FIL not cool with our spanking rules

Anonymous
FIL and his wife want our preschooler to come spend a weekend with them. Great, no problem, kid loves them. I was talking to FIL and telling him a little about our son and how he may need to do some timeouts if son gets a little nuts. FIL says "oh, I'll just give him a little swat, that always makes them pay attention!". I said no, that's not ok, we don't hit our son or use spanking as a punishment. FIL says "my house, my rules!". I got off the phone quickly. I'm inclined to not send my son now. I don't want to retaliate with "my kid, my rules", as that sounds kind of petty (even if it's what we mean) but I'm also just not comfortable sending our son into a situation like that.

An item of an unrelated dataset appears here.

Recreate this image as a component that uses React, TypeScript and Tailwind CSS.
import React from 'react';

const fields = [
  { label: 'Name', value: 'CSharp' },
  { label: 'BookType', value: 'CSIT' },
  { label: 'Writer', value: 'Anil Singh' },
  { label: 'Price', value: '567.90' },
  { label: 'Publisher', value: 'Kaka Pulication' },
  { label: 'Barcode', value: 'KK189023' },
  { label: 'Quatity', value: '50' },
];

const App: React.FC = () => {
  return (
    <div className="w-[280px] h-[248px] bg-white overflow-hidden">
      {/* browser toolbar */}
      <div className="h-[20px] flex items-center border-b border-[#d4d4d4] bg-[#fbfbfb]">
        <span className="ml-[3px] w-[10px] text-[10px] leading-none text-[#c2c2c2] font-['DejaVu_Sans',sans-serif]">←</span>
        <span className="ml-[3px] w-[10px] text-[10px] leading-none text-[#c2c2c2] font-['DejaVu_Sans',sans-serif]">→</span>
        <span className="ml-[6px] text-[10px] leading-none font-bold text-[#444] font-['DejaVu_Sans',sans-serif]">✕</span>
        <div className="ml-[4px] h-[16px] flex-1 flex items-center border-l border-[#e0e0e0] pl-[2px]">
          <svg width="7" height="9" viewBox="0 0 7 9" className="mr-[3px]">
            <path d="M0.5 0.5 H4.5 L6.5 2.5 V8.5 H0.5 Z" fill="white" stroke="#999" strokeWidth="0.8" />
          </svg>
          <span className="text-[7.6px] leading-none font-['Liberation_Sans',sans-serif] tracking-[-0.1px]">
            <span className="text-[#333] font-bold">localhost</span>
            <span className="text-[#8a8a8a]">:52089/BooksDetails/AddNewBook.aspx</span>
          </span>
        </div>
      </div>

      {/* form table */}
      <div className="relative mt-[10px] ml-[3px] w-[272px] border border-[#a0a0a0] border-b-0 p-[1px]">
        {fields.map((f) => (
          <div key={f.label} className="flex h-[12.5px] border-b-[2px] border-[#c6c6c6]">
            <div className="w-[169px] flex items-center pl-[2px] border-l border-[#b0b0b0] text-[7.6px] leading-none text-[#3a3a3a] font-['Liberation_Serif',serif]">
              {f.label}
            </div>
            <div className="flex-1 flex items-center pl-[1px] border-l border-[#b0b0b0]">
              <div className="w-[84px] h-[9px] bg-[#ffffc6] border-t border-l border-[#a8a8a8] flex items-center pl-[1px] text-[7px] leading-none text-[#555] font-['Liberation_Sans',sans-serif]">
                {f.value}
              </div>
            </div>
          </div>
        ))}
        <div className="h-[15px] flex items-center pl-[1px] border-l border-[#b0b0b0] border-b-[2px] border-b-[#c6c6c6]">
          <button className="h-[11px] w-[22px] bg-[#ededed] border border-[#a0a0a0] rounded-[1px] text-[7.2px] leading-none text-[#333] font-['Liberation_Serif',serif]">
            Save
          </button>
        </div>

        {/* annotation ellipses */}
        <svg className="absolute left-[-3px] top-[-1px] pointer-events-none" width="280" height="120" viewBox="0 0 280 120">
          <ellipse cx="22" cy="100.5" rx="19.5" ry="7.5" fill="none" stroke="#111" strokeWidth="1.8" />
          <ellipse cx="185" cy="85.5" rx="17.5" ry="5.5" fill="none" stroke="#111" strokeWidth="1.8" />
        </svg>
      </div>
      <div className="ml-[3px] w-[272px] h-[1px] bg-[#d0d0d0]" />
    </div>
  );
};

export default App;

What am I missing here? Is there any reason to not pull the plug?
Anonymous
What does your DH say about the situation?
Anonymous
"I'm also just not comfortable sending our son into a situation like that."

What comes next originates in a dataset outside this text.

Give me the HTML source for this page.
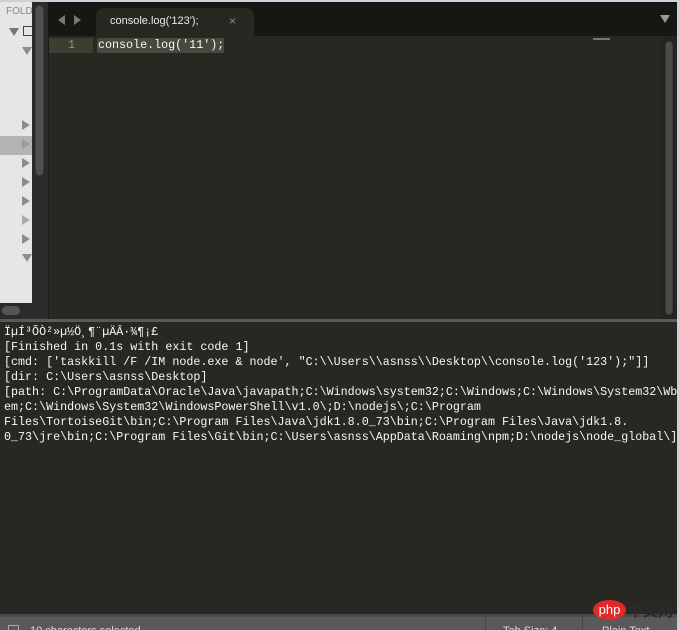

Don't send him where he will get swatted. Problem solved.
Anonymous
Don't send him.
Anonymous
OP here -- husband agrees with me BUT is petrified of his dad (probably because of the "swattings" from when he was a kid!). So is unable to comprehend saying "no" to his dad.
Anonymous
Anonymous wrote:Don't send him.


+1.
Anonymous
Anonymous wrote:OP here -- husband agrees with me BUT is petrified of his dad (probably because of the "swattings" from when he was a kid!). So is unable to comprehend saying "no" to his dad.


This makes the case for not sending him even stronger.
Anonymous
Anonymous wrote:"I'm also just not comfortable sending our son into a situation like that."

Don't send him where he will get swatted. Problem solved.


+1 to this also.
Anonymous
Anonymous wrote:OP here -- husband agrees with me BUT is petrified of his dad (probably because of the "swattings" from when he was a kid!). So is unable to comprehend saying "no" to his dad.


So YOU tell them no.
Anonymous
Anonymous wrote:
Anonymous wrote:OP here -- husband agrees with me BUT is petrified of his dad (probably because of the "swattings" from when he was a kid!). So is unable to comprehend saying "no" to his dad.


So YOU tell them no.


I have no problem with this. I just wanted to pressure test my reasoning first, as I am not a huge fan of FIL's. Wanted to make sure there was a valid reason.
Anonymous
Anonymous wrote:
Anonymous wrote:Don't send him.


+1.


+2 Try to talk to your husband about it. He really should be the one to deal with this situation. But if he just can't, and I were you, I'd do it. I would not send my son.
Anonymous
Anonymous wrote:OP here -- husband agrees with me BUT is petrified of his dad (probably because of the "swattings" from when he was a kid!). So is unable to comprehend saying "no" to his dad.


You'd send your kid to his grandparents' when your DH is 'petrified' of his own dad? There's your answer.
Anonymous
Anonymous wrote:OP here -- husband agrees with me BUT is petrified of his dad (probably because of the "swattings" from when he was a kid!). So is unable to comprehend saying "no" to his dad.


I think you should say something like "Aiden is very excited to spend time with his Grandpa and we are excited for him to spend time with you but there is one small point I want to clarify before the weekend gets underway. We want to confirm that you understand that we don't swat Aiden for any reason and that you will agree to manage his behavior with timeouts." If he says he can't comply then don't send him but give him a chance to understand that this is a real issue for you. People soften up as they get older and if he's anything like my FIL, who spanked his kids, he wouldn't even consider raising a hand to his grandson.
Anonymous
Anonymous wrote:OP here -- husband agrees with me BUT is petrified of his dad (probably because of the "swattings" from when he was a kid!). So is unable to comprehend saying "no" to his dad.


All the more reason to say NO.

I am a pretty laid back parent and there are many areas where I let the grandparents make decisions when they are watching the kids - amount of TV, sweets, bedtime, etc. However I will not compromise in areas of physical and emotional safety. To me spanking is firmly in the non-negotiable category. If you can't promise not to spank my kid, then you don't get to watch them, full stop.

Just be polite but firm that this is a deal breaker. And while I'm normally in the camp that each parent deals with their own side of the family, I think in a case like this it might be easier for you to be the one communicating this, since it may be easier for you to stay firm by unemotional since you don't have emotional baggage from childhood with this person.
Anonymous
Your FIL never "swatted" you so you're not petrified of him. So say "Sorry, but after learning you're not willing to use our discipline techniques in lieu of spanking, we won't be able to send Aiden to stay with you. You are of course welcome to visit with him here, as always."